KBFX-CD
- Bakersfield, California; United States;
- Channels: Digital: 29 (UHF); Virtual: 58;
- Branding: Fox 58; Eyewitness News

Programming
- Affiliations: 58.1: Fox; for others, see § Subchannels;

Ownership
- Owner: Sinclair Broadcast Group; (Sinclair Bakersfield Licensee, LLC);
- Sister stations: KBAK-TV

History
- Founded: August 23, 1989
- First air date: November 1, 1990
- Former call signs: K58DJ (1989–1995); KMPH-LP (1995–1998); KBFX-LP (1998–2005); KBFX-CA (2005–2011);
- Former channel number: Analog: 58 (UHF, 1989–2010);
- Call sign meaning: Bakersfield Fox

Technical information
- Licensing authority: FCC
- Facility ID: 51501
- Class: CD
- ERP: 15 kW
- HAAT: 1,113.2 m (3,652 ft)
- Transmitter coordinates: 35°27′10.8″N 118°35′28.3″W﻿ / ﻿35.453000°N 118.591194°W
- Translator(s): KBAK-TV 58.2 Bakersfield

Links
- Public license information: Public file; LMS;
- Website: bakersfieldnow.com

= KBFX-CD =

Television station in Bakersfield, California

KBFX-CD (channel 58) is a low-power, Class A television station in Bakersfield, California, United States, affiliated with the Fox network. It is owned by Sinclair Broadcast Group alongside CBS affiliate KBAK-TV (channel 29). The two stations share studios on Westwind Drive west of Downtown Bakersfield; KBFX's transmitter is located atop Breckenridge Mountain.

In addition to its own digital signal, KBFX-CD is simulcast in high definition on KBAK's second digital subchannel (58.2) from the same transmitter site.

==History==
KBFX signed on November 1, 1990, as K58DJ, a low-powered relay translator of KMPH, Fresno's Fox affiliate. It changed its call letters to KMPH-LP in 1995. Later, the Fox network wanted to include a new separate affiliate station for the Bakersfield market; as a result, in 1998, channel 58 was relaunched as KBFX-LP. Among the features on the new station was a KBAK-produced 10 p.m. newscast, Fox 58 News @ 10. It was so successful that KBAK's then-owner Westwind Communications bought the station in 2005 from KMPH's owners, Pappas Telecasting.

On August 6, 2007, Westwind Communications announced the sale of KBAK and KBFX-CA to Fisher Communications of Seattle, with the sale closing on January 1, 2008.

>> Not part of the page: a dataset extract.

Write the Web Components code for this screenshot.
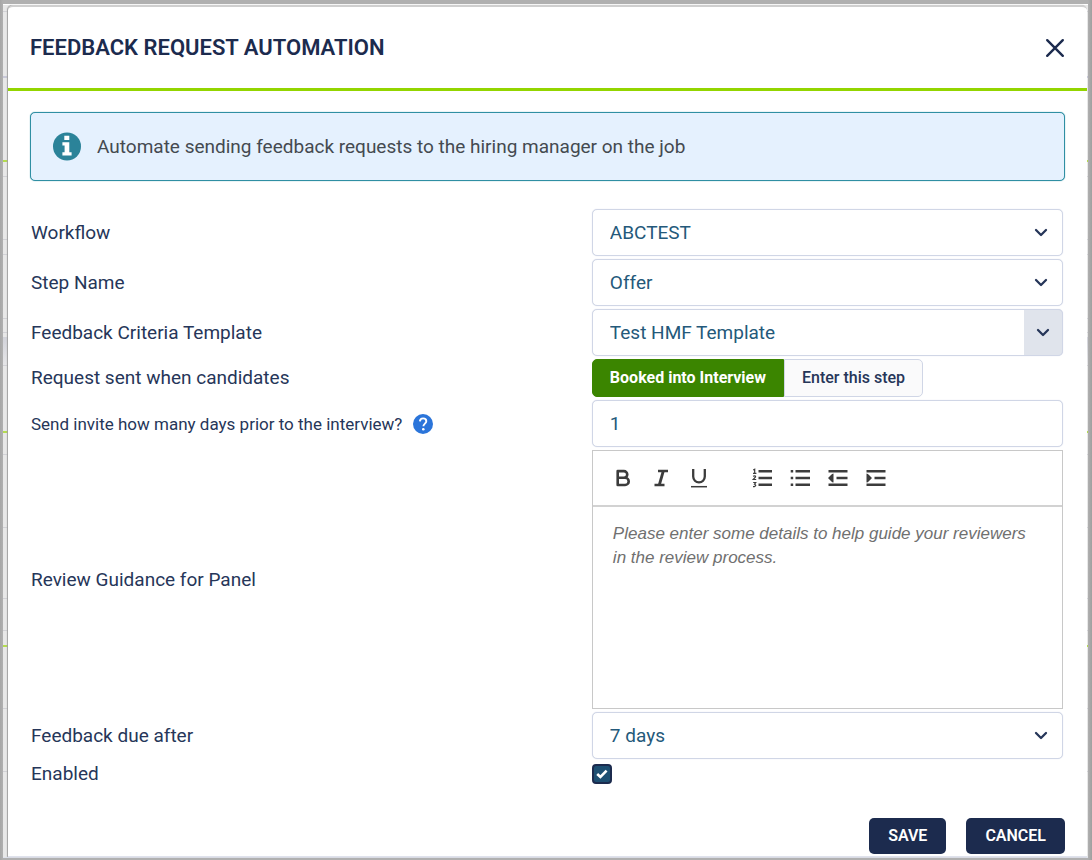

KBFX-CD's logo from 2010 to 2015, during a period in which the station branded simply with its call letters

On February 28, 2010, Bright House Networks (now Spectrum) announced that KBFX would be carried in Tehachapi on cable channel 6.

In January 2011, KBFX began airing its local news in high definition.

Fisher Communications announced on April 11, 2013, that it would be acquired by Sinclair Broadcast Group, pending Federal Communications Commission (FCC) approval. The deal was completed on August 8, 2013. On October 3, 2013, Sinclair announced the completion of the sale of four stations owned by Titan TV Broadcast Group, including KMPH, which reunites KBFX as sister-stations for the first time in eight years.

KBFX is the only Bakersfield television station to never change its affiliation, having always been a Fox affiliate.

==Technical information==
===Subchannels===
The station's signal is multiplexed:

Subchannels of KBFX-CD
| Channel | Res. | Short name | Programming |
| 29.2 | 480i | ROAR | Roar (4:3) |
| 58.1 | 720p | FOX58 | Fox |
| 58.3 | 480i | Comet | Comet |
| 58.4 | TheNest | The Nest |

The analog signal went off the air in August 2010. KBFX just recently launched their new digital transmitter on RF channel 29. This signal carried This TV on its subchannel, which maps to virtual channel 29-2.

The station's 29.2 subchannel was an initial affiliate of the American Sports Network with its first broadcast on August 30, 2014.